Given material –
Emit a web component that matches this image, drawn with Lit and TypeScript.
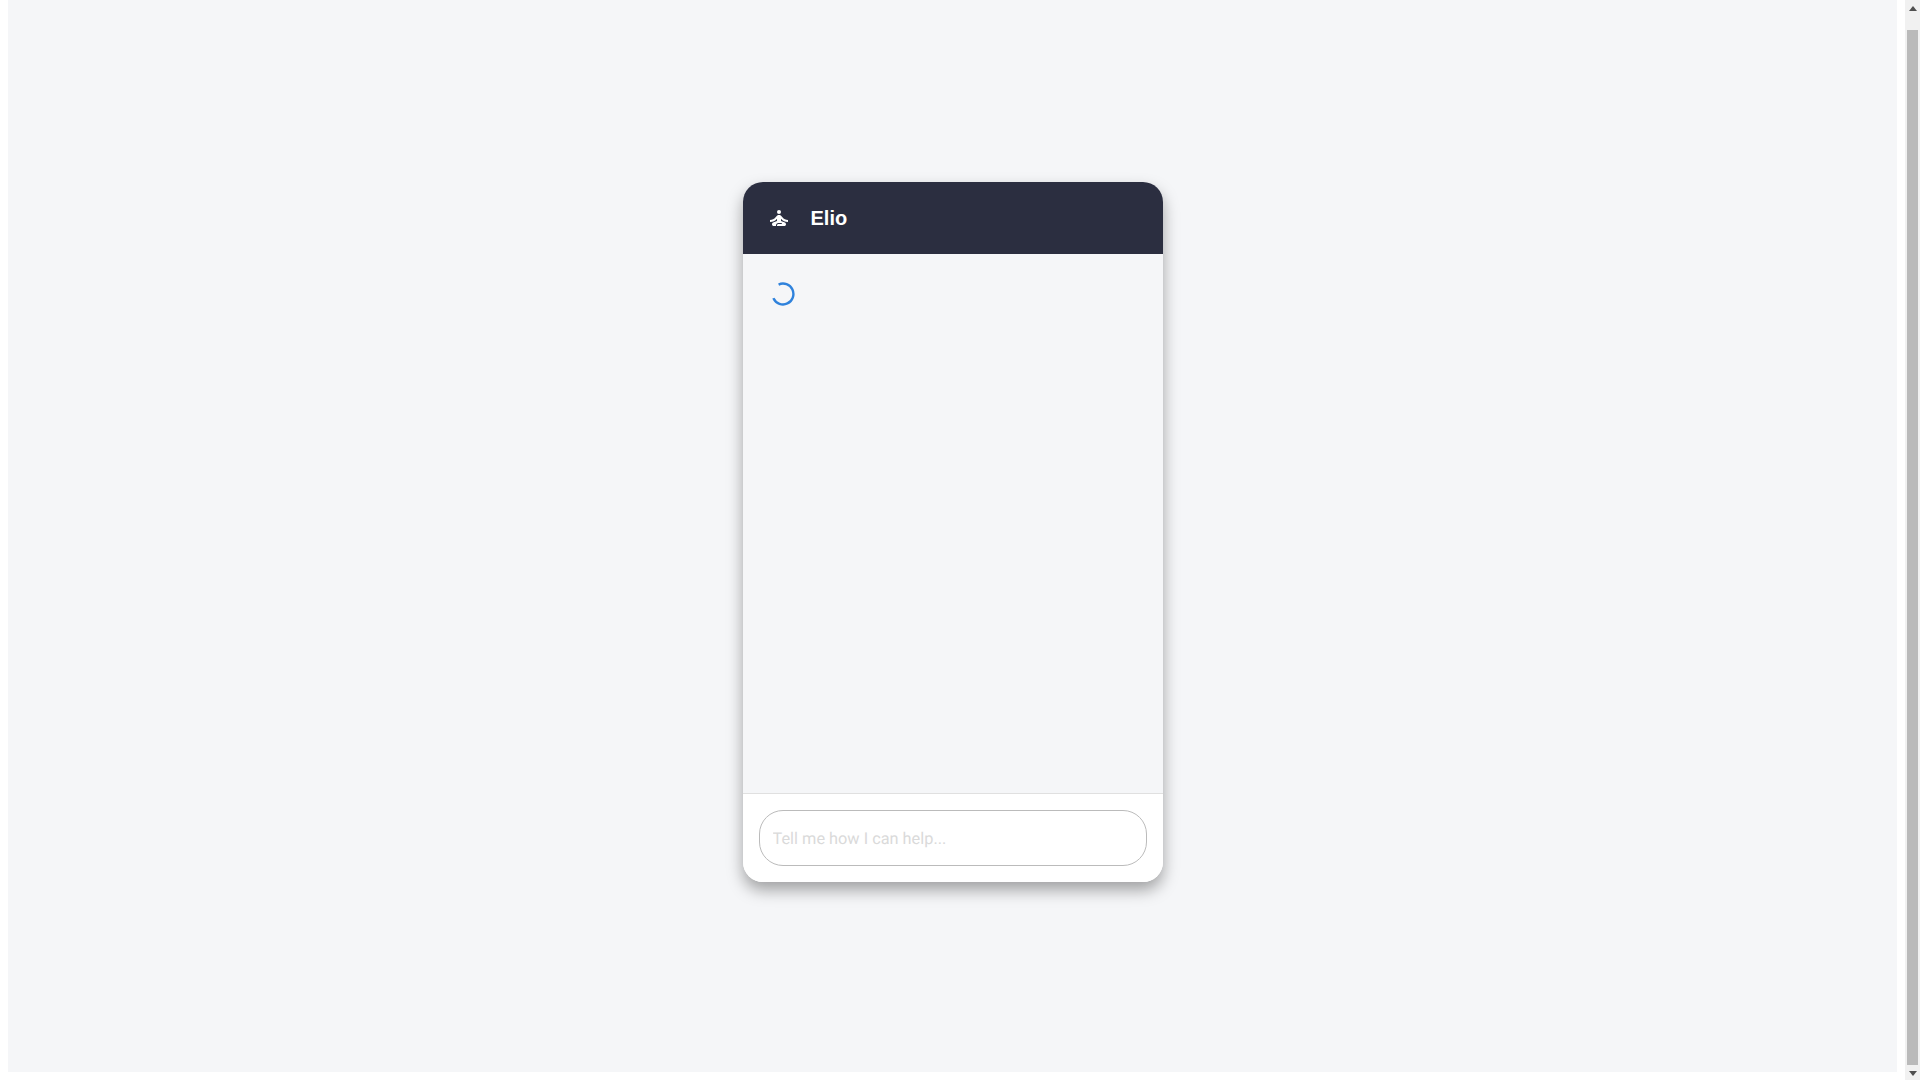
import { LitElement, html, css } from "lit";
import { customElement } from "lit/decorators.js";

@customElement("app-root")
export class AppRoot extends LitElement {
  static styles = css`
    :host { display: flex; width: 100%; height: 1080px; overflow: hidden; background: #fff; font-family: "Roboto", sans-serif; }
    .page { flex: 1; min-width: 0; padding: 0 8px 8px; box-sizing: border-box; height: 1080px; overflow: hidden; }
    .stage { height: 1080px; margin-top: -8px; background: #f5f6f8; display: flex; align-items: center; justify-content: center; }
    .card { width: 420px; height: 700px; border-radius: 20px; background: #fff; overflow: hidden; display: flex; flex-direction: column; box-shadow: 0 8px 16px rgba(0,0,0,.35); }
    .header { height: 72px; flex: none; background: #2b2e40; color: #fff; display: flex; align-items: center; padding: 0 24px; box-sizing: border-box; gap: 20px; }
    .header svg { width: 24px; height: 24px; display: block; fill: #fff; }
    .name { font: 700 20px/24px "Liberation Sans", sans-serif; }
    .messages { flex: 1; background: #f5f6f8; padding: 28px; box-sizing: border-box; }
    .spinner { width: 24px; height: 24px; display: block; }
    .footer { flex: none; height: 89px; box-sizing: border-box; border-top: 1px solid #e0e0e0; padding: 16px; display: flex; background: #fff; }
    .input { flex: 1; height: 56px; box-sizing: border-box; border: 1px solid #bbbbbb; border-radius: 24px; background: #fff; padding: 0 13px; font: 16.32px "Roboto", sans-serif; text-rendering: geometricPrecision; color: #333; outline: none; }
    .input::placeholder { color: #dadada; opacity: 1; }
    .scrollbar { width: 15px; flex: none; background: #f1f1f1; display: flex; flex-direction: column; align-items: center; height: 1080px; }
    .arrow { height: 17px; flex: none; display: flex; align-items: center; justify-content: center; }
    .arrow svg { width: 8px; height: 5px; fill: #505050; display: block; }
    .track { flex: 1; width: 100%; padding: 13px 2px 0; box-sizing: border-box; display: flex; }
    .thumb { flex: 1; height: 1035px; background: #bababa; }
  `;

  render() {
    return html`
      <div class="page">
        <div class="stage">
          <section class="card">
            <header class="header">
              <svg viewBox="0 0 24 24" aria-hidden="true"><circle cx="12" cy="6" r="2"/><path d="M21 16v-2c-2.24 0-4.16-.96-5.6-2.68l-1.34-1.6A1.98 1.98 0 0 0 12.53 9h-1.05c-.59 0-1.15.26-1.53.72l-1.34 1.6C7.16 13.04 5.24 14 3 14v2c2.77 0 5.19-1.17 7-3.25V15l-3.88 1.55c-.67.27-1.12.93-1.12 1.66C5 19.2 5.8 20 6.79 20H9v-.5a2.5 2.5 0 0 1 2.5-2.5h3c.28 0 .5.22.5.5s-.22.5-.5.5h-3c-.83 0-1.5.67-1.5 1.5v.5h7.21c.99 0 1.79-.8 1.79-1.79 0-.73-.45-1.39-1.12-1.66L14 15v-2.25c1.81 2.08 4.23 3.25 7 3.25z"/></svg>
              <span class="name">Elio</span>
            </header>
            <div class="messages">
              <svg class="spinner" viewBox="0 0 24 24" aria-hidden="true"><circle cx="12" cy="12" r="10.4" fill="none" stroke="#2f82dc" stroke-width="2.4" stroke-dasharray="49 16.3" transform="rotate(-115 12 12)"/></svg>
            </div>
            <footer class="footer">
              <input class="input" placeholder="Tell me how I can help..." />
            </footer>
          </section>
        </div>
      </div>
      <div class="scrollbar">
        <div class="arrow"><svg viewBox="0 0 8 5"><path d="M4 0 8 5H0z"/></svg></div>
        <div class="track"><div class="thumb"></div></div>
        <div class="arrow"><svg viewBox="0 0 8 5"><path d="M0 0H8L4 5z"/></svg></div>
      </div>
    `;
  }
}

Exercise requirements –
Quote everything in the listing above exactly; pictures are the only thing to omit.

Exercise response –
Emit a web component that matches this image, drawn with Lit and TypeScript.
import { LitElement, html, css } from "lit";
import { customElement } from "lit/decorators.js";

@customElement("app-root")
export class AppRoot extends LitElement {
  static styles = css`
    :host { display: flex; width: 100%; height: 1080px; overflow: hidden; background: #fff; font-family: "Roboto", sans-serif; }
    .page { flex: 1; min-width: 0; padding: 0 8px 8px; box-sizing: border-box; height: 1080px; overflow: hidden; }
    .stage { height: 1080px; margin-top: -8px; background: #f5f6f8; display: flex; align-items: center; justify-content: center; }
    .card { width: 420px; height: 700px; border-radius: 20px; background: #fff; overflow: hidden; display: flex; flex-direction: column; box-shadow: 0 8px 16px rgba(0,0,0,.35); }
    .header { height: 72px; flex: none; background: #2b2e40; color: #fff; display: flex; align-items: center; padding: 0 24px; box-sizing: border-box; gap: 20px; }
    .header svg { width: 24px; height: 24px; display: block; fill: #fff; }
    .name { font: 700 20px/24px "Liberation Sans", sans-serif; }
    .messages { flex: 1; background: #f5f6f8; padding: 28px; box-sizing: border-box; }
    .spinner { width: 24px; height: 24px; display: block; }
    .footer { flex: none; height: 89px; box-sizing: border-box; border-top: 1px solid #e0e0e0; padding: 16px; display: flex; background: #fff; }
    .input { flex: 1; height: 56px; box-sizing: border-box; border: 1px solid #bbbbbb; border-radius: 24px; background: #fff; padding: 0 13px; font: 16.32px "Roboto", sans-serif; text-rendering: geometricPrecision; color: #333; outline: none; }
    .input::placeholder { color: #dadada; opacity: 1; }
    .scrollbar { width: 15px; flex: none; background: #f1f1f1; display: flex; flex-direction: column; align-items: center; height: 1080px; }
    .arrow { height: 17px; flex: none; display: flex; align-items: center; justify-content: center; }
    .arrow svg { width: 8px; height: 5px; fill: #505050; display: block; }
    .track { flex: 1; width: 100%; padding: 13px 2px 0; box-sizing: border-box; display: flex; }
    .thumb { flex: 1; height: 1035px; background: #bababa; }
  `;

  render() {
    return html`
      <div class="page">
        <div class="stage">
          <section class="card">
            <header class="header">
              <svg viewBox="0 0 24 24" aria-hidden="true"><circle cx="12" cy="6" r="2"/><path d="M21 16v-2c-2.24 0-4.16-.96-5.6-2.68l-1.34-1.6A1.98 1.98 0 0 0 12.53 9h-1.05c-.59 0-1.15.26-1.53.72l-1.34 1.6C7.16 13.04 5.24 14 3 14v2c2.77 0 5.19-1.17 7-3.25V15l-3.88 1.55c-.67.27-1.12.93-1.12 1.66C5 19.2 5.8 20 6.79 20H9v-.5a2.5 2.5 0 0 1 2.5-2.5h3c.28 0 .5.22.5.5s-.22.5-.5.5h-3c-.83 0-1.5.67-1.5 1.5v.5h7.21c.99 0 1.79-.8 1.79-1.79 0-.73-.45-1.39-1.12-1.66L14 15v-2.25c1.81 2.08 4.23 3.25 7 3.25z"/></svg>
              <span class="name">Elio</span>
            </header>
            <div class="messages">
              <svg class="spinner" viewBox="0 0 24 24" aria-hidden="true"><circle cx="12" cy="12" r="10.4" fill="none" stroke="#2f82dc" stroke-width="2.4" stroke-dasharray="49 16.3" transform="rotate(-115 12 12)"/></svg>
            </div>
            <footer class="footer">
              <input class="input" placeholder="Tell me how I can help..." />
            </footer>
          </section>
        </div>
      </div>
      <div class="scrollbar">
        <div class="arrow"><svg viewBox="0 0 8 5"><path d="M4 0 8 5H0z"/></svg></div>
        <div class="track"><div class="thumb"></div></div>
        <div class="arrow"><svg viewBox="0 0 8 5"><path d="M0 0H8L4 5z"/></svg></div>
      </div>
    `;
  }
}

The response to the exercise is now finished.